With Weissman’s help, Rosen and a host of congressional staffers got the ball rolling on ILSA. AIPAC helped convince Clinton to cancel a deal that Conoco had struck with Iran, even though doing so angered Ayatollah Akbar Hashemi Rafsanjani, then Iran’s president, who backed the Conoco arrangement. “Rafsanjani still says, to this day, that canceling that deal ruined relations, and I believe him,” says Weissman. “We [AIPAC] became the bitter enemies of the oil companies.” ILSA passed overwhelmingly.
With the victory in 1997 of Mohammad Khatami’s reformist candidacy, however, the Clinton administration backed away from AIPAC’s hard line and sought to develop an opening to the new Iranian government. Weissman says that he never believed that talking to Iran’s reformists would work, in the end, and that power instead remained in the hands of Ayatollah Ali Khamenei and the hardliners around him. AIPAC, meanwhile, was dismayed by the tentative opening to Iran that began in the late Clinton years. The organization concentrated a lot of its work then on trying to isolate Iran economically, in part by pushing Congress and the White House to support an oil pipeline from Baku in Azerbaijan that bypassed Iran and ran through Turkey to the Mediterranean Sea. Ironically, despite the enmity between AIPAC and the oil industry, the group would manage to work closely with the oil companies, especially BP — and, surprisingly, AIPAC would even pocket financial contributions from the oil companies for its work facilitating what became the Baku-Tbilisi-Ceyhan pipeline.

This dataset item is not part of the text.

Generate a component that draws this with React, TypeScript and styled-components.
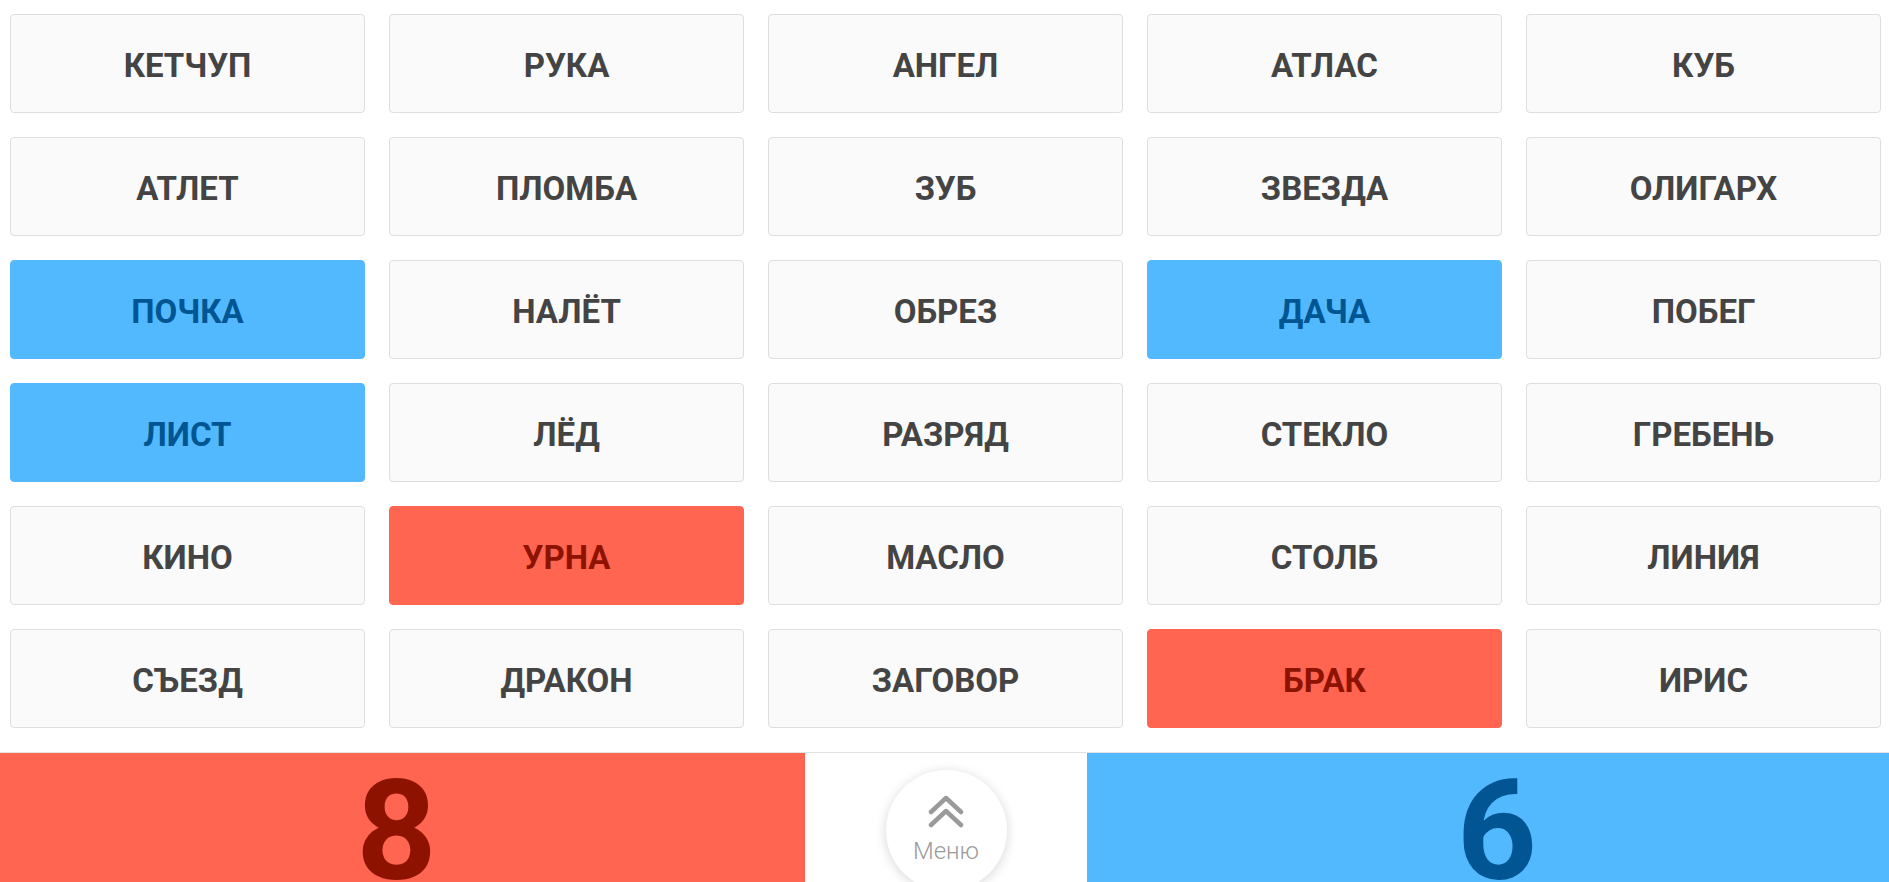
import React from "react";
import styled, { createGlobalStyle, css } from "styled-components";

const Global = createGlobalStyle`
  html, body {
    margin: 0;
    padding: 0;
    background: #ffffff;
    overflow: hidden;
  }
  body {
    font-family: Roboto, "Noto Sans", sans-serif;
  }
`;

type Team = "none" | "blue" | "red";

const Page = styled.div`
  width: 1889px;
  height: 882px;
  display: flex;
  flex-direction: column;
`;

const Board = styled.div`
  display: grid;
  grid-template-columns: repeat(5, 355px);
  grid-auto-rows: 99px;
  column-gap: 24px;
  row-gap: 24px;
  padding: 14px 0 0 10px;
`;

const Card = styled.div<{ $team: Team }>`
  box-sizing: border-box;
  display: flex;
  align-items: center;
  justify-content: center;
  border-radius: 4px;
  font-family: Roboto, sans-serif;
  font-weight: 700;
  font-size: 33px;
  text-transform: uppercase;
  padding-top: 3px;
  ${(p) =>
    p.$team === "blue"
      ? css`
          background: #52b9ff;
          border: 1px solid #52b9ff;
          color: #005592;
        `
      : p.$team === "red"
      ? css`
          background: #ff6551;
          border: 1px solid #ff6551;
          color: #8e1200;
        `
      : css`
          background: #fafafa;
          border: 1px solid #dedede;
          color: #444444;
        `}
`;

const ScoreBar = styled.div`
  margin-top: 24px;
  flex: 1;
  display: grid;
  grid-template-columns: 805px 282px 1fr;
  border-top: 1px solid #e2e2e2;
  overflow: hidden;
`;

const Score = styled.div<{ $team: "red" | "blue" }>`
  display: flex;
  justify-content: center;
  align-items: flex-start;
  overflow: hidden;
  font-family: Roboto, sans-serif;
  font-weight: 700;
  font-size: 140px;
  line-height: 1;
  padding-top: 8px;
  background: ${(p) => (p.$team === "red" ? "#ff6551" : "#52b9ff")};
  color: ${(p) => (p.$team === "red" ? "#8e1200" : "#005592")};
`;

const ScoreNum = styled.span<{ $shift: number }>`
  display: block;
  transform: translateX(${(p) => p.$shift}px);
`;

const Middle = styled.div`
  display: flex;
  justify-content: center;
  align-items: flex-start;
  padding-top: 17px;
  background: #ffffff;
`;

const MenuButton = styled.button`
  width: 121px;
  height: 121px;
  border-radius: 50%;
  border: none;
  background: #ffffff;
  box-shadow: 0 2px 12px rgba(0, 0, 0, 0.16);
  display: flex;
  flex-direction: column;
  align-items: center;
  padding: 25px 0 0 0;
  cursor: pointer;
`;

const MenuLabel = styled.span`
  font-family: Roboto, sans-serif;
  font-weight: 300;
  font-size: 24px;
  color: #9a9a9a;
  margin-top: 11px;
  line-height: 1;
`;

const words: [string, Team][] = [
  ["Кетчуп", "none"],
  ["Рука", "none"],
  ["Ангел", "none"],
  ["Атлас", "none"],
  ["Куб", "none"],
  ["Атлет", "none"],
  ["Пломба", "none"],
  ["Зуб", "none"],
  ["Звезда", "none"],
  ["Олигарх", "none"],
  ["Почка", "blue"],
  ["Налёт", "none"],
  ["Обрез", "none"],
  ["Дача", "blue"],
  ["Побег", "none"],
  ["Лист", "blue"],
  ["Лёд", "none"],
  ["Разряд", "none"],
  ["Стекло", "none"],
  ["Гребень", "none"],
  ["Кино", "none"],
  ["Урна", "red"],
  ["Масло", "none"],
  ["Столб", "none"],
  ["Линия", "none"],
  ["Съезд", "none"],
  ["Дракон", "none"],
  ["Заговор", "none"],
  ["Брак", "red"],
  ["Ирис", "none"],
];

const Chevrons = () => (
  <svg width="36" height="33" viewBox="0 0 36 33" fill="none">
    <path
      d="M3 17 L18 3 L33 17"
      stroke="#9a9a9a"
      strokeWidth="4.5"
      strokeLinecap="round"
      strokeLinejoin="round"
    />
    <path
      d="M3 30 L18 16 L33 30"
      stroke="#9a9a9a"
      strokeWidth="4.5"
      strokeLinecap="round"
      strokeLinejoin="round"
    />
  </svg>
);

export default function App() {
  return (
    <>
      <Global />
      <Page>
        <Board>
          {words.map(([w, t]) => (
            <Card key={w} $team={t}>
              {w}
            </Card>
          ))}
        </Board>
        <ScoreBar>
          <Score $team="red">
            <ScoreNum $shift={-6}>8</ScoreNum>
          </Score>
          <Middle>
            <MenuButton>
              <Chevrons />
              <MenuLabel>Меню</MenuLabel>
            </MenuButton>
          </Middle>
          <Score $team="blue">
            <ScoreNum $shift={9}>6</ScoreNum>
          </Score>
        </ScoreBar>
      </Page>
    </>
  );
}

Formally launched in 1998 and completed in 2005, the 1,100-mile long BTC pipeline was a $4 billion project that crossed Azerbaijan, Georgia, and Turkey, with BP, Chevron, and other U.S. companies as major shareholders. From the start, it was controversial politically, not least since the three transit countries viewed the pipeline as a geopolitical counterbalance to both Iran and Russia, and for that reason they each wanted U.S. backing. And the oil companies, still angry at AIPAC for its role in creating ILSA and blocking the Iran-Conoco deal, realized that they’d be better off cooperating with the group than confronting it.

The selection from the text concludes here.